On Coups, Insurrections, and Security Theater
Reflections on the events of 6 January two months later.
Glenn Greenwald is perhaps the most iconoclastic journalist of his generation. Aside from being a free speech absolutist, he’s next to impossible to pigeonhole. He came to prominence attacking the excesses of the George W. Bush administration in fighting the Global War on Terror, both at home and abroad, and then continuing those attacks against the Obama administration. But then, oddly, he became one of the biggest defenders of President Trump, hammering away for years at any insinuation that he was backed by Russia and alienating the people at the magazine he co-founded with his support for Hunter Biden conspiracy theories.
His most recent essay, “As the Insurrection Narrative Crumbles, Democrats Cling to it More Desperately Than Ever,” builds on arguments he’s been making since the 6 January incident at the U.S. Capitol.
I’m largely in agreement with his main contention, that calling the event a “coup attempt” or an “armed insurrection” is a stretch. But, Greenwald can’t resist amping it up to 11.
Perhaps the most significant blow to the maximalist insurrection/coup narrative took place inside the Senate on Thursday. Ever since January 6, those who were not referring to the riot as a “coup attempt” — as though the hundreds of protesters intended to overthrow the most powerful and militarized government in history — were required to refer to it instead as an “armed insurrection.”

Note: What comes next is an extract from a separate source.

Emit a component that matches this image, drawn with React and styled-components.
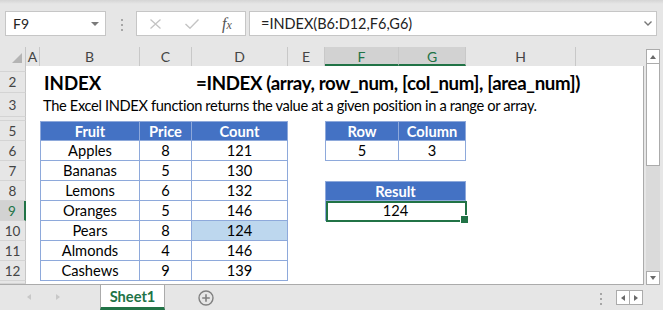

This formulation was crucial not only for maximizing fear levels about the Democrats’ adversaries but also, as I’ve documented previously, because declaring an “armed insurrection” empowers the state with virtually unlimited powers to act against the citizenry.
As I detailed several weeks ago, so many of the most harrowing and widespread media claims about the January 6 riot proved to be total fabrications. A pro-Trump mob did not bash Office Brian Sicknick’s skull in with a fire extinguisher. No protester brought zip-ties with them as some premeditated plot to kidnap members of Congress (two rioters found them on a table inside). There’s no evidence anyone intended to assassinate Mike Pence, Mitt Romney or anyone else.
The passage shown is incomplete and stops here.